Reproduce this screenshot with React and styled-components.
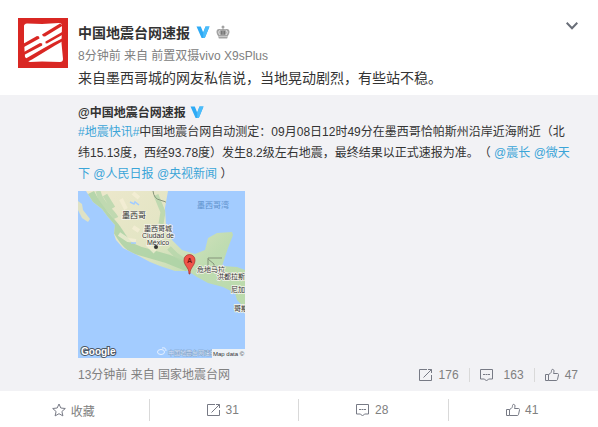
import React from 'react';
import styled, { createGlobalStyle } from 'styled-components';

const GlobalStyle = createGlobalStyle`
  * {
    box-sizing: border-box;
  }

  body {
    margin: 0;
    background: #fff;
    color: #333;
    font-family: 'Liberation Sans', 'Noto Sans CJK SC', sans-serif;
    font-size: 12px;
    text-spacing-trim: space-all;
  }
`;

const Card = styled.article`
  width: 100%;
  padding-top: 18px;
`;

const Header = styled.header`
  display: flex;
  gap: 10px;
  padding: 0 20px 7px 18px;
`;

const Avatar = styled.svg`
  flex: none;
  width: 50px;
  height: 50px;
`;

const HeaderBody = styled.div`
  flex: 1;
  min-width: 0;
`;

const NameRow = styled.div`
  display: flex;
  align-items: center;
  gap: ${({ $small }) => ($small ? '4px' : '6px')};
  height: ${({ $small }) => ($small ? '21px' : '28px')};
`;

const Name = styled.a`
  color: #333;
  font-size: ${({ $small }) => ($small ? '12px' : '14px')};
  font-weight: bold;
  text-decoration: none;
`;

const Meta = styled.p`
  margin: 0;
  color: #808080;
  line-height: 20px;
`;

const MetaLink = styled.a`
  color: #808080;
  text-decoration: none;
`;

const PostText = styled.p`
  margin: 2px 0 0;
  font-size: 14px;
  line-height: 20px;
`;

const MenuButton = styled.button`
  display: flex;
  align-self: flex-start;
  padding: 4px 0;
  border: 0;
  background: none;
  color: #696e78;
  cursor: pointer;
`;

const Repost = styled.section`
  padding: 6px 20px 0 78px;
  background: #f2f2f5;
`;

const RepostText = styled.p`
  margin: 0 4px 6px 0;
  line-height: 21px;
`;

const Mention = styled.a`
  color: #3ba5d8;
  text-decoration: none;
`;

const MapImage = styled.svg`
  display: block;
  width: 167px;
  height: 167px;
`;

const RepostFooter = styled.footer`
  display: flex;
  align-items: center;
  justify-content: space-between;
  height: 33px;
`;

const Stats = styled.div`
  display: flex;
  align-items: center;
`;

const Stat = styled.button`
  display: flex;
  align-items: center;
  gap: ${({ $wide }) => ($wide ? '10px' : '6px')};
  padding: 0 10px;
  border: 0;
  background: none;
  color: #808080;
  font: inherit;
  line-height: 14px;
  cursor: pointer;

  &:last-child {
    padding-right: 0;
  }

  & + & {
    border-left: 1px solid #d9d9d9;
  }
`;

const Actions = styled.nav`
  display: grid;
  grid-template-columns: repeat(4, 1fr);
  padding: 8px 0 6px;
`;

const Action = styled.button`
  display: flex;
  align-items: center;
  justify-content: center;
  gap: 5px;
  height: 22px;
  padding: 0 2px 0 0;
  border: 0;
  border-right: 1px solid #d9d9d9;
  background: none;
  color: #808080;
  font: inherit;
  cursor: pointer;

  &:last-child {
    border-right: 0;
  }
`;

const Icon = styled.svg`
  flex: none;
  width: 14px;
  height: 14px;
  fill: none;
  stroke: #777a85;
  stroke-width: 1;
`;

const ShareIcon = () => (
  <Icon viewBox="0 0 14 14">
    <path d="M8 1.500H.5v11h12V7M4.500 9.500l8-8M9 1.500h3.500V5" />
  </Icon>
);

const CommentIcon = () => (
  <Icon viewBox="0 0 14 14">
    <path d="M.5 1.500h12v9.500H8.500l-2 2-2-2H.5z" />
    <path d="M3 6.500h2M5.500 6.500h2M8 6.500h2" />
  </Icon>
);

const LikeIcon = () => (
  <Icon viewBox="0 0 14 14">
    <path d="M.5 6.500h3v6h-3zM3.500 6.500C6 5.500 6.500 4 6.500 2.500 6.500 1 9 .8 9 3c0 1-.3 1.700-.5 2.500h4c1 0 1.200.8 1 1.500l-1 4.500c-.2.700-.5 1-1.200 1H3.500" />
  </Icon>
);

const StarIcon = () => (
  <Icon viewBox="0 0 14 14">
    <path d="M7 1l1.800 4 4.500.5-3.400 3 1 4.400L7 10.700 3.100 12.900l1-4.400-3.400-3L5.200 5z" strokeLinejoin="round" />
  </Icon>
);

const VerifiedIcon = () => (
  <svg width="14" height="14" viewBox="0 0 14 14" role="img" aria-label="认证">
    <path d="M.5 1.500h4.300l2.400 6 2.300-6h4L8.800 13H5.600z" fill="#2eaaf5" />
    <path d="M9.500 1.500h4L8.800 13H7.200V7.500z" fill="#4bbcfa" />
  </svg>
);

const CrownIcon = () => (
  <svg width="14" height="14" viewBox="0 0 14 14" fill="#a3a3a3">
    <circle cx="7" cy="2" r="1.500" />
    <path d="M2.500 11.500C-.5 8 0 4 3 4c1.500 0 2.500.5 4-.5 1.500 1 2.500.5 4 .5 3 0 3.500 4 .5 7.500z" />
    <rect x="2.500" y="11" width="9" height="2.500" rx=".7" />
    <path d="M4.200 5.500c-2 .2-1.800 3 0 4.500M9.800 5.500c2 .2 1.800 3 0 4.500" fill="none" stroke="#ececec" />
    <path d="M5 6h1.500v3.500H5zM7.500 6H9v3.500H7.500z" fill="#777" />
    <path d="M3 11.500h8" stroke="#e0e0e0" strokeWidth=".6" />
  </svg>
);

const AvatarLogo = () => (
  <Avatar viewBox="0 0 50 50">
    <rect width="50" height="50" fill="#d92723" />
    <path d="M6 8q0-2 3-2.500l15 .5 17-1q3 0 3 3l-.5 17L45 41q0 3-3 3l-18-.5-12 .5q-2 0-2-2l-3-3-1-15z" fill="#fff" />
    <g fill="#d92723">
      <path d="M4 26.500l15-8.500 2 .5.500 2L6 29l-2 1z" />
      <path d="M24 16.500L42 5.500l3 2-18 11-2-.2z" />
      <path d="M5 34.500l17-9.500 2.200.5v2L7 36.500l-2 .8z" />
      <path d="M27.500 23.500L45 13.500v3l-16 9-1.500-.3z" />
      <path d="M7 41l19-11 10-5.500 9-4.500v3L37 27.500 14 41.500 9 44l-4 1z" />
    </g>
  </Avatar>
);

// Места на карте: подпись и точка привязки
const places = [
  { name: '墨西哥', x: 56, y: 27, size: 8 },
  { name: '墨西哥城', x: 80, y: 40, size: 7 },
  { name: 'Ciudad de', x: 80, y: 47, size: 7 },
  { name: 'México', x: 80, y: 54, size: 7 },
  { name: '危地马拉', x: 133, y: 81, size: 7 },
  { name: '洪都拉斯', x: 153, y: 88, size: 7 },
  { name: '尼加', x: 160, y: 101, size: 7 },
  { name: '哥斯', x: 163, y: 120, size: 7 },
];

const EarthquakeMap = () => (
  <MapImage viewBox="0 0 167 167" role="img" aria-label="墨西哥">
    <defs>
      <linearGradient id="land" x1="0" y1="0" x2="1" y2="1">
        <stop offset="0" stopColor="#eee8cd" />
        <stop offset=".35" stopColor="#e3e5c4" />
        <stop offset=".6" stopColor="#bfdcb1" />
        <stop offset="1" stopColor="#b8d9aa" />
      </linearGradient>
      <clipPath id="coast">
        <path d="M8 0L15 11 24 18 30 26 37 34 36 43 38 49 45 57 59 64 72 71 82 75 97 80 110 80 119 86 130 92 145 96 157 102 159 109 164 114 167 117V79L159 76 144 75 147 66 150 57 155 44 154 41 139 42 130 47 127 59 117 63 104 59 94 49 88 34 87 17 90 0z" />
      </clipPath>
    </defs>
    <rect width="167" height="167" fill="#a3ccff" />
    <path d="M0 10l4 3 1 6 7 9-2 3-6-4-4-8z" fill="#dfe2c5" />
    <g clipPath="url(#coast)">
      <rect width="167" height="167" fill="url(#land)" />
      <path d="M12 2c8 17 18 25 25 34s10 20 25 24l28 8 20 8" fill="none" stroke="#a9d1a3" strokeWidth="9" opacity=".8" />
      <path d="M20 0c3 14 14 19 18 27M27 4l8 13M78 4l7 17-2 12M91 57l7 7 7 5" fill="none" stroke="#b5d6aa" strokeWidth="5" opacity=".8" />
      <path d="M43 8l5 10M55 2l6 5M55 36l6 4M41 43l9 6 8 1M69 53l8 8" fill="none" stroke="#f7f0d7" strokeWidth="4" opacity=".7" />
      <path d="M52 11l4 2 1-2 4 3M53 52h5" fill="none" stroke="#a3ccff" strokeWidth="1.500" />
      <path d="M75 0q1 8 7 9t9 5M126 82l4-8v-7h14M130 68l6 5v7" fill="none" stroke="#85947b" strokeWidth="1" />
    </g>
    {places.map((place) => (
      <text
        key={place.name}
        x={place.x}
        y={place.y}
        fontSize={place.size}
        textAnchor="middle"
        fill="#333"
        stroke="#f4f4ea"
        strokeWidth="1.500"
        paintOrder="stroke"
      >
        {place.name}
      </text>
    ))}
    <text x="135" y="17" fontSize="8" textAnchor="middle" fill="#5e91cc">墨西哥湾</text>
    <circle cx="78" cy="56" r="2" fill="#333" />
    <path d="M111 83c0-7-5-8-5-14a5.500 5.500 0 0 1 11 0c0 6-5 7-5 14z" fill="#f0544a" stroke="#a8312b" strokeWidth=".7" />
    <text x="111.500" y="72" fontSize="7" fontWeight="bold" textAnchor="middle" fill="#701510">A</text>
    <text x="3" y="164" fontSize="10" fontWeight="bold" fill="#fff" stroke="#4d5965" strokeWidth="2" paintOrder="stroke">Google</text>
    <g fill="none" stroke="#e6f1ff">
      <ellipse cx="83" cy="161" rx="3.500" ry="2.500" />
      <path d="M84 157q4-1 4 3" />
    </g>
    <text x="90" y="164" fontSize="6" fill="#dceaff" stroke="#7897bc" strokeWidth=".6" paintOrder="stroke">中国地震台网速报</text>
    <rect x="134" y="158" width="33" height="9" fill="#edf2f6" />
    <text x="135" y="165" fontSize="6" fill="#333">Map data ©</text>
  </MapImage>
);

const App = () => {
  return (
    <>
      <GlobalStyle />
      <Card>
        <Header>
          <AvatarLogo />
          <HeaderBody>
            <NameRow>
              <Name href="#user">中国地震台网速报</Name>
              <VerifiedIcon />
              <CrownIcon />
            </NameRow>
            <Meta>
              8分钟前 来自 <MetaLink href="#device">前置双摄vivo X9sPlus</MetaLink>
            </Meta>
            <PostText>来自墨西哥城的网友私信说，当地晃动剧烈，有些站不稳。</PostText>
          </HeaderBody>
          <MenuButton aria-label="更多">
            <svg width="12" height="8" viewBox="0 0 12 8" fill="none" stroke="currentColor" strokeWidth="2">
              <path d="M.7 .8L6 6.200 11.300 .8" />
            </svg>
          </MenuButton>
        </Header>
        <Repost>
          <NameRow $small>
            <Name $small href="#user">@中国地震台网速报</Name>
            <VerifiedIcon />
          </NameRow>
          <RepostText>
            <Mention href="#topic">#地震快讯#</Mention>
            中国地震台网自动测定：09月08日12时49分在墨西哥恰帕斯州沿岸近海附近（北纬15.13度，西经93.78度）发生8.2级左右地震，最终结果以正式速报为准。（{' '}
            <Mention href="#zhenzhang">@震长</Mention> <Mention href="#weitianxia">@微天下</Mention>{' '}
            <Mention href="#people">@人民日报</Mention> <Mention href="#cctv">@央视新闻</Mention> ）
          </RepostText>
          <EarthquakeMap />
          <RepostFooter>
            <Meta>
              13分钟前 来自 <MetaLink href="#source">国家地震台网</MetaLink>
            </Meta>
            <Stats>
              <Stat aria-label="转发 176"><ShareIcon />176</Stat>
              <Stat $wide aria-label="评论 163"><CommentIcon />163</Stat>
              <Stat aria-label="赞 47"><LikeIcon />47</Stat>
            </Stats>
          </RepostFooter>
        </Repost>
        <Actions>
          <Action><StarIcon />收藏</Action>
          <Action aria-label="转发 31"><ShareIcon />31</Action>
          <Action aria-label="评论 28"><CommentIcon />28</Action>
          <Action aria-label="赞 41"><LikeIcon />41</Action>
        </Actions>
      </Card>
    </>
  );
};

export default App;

::::::

▶ **What you will do**: From the listing above, copy every line that includes the word "React".

▶ **Output for this task**:
Reproduce this screenshot with React and styled-components.
import React from 'react';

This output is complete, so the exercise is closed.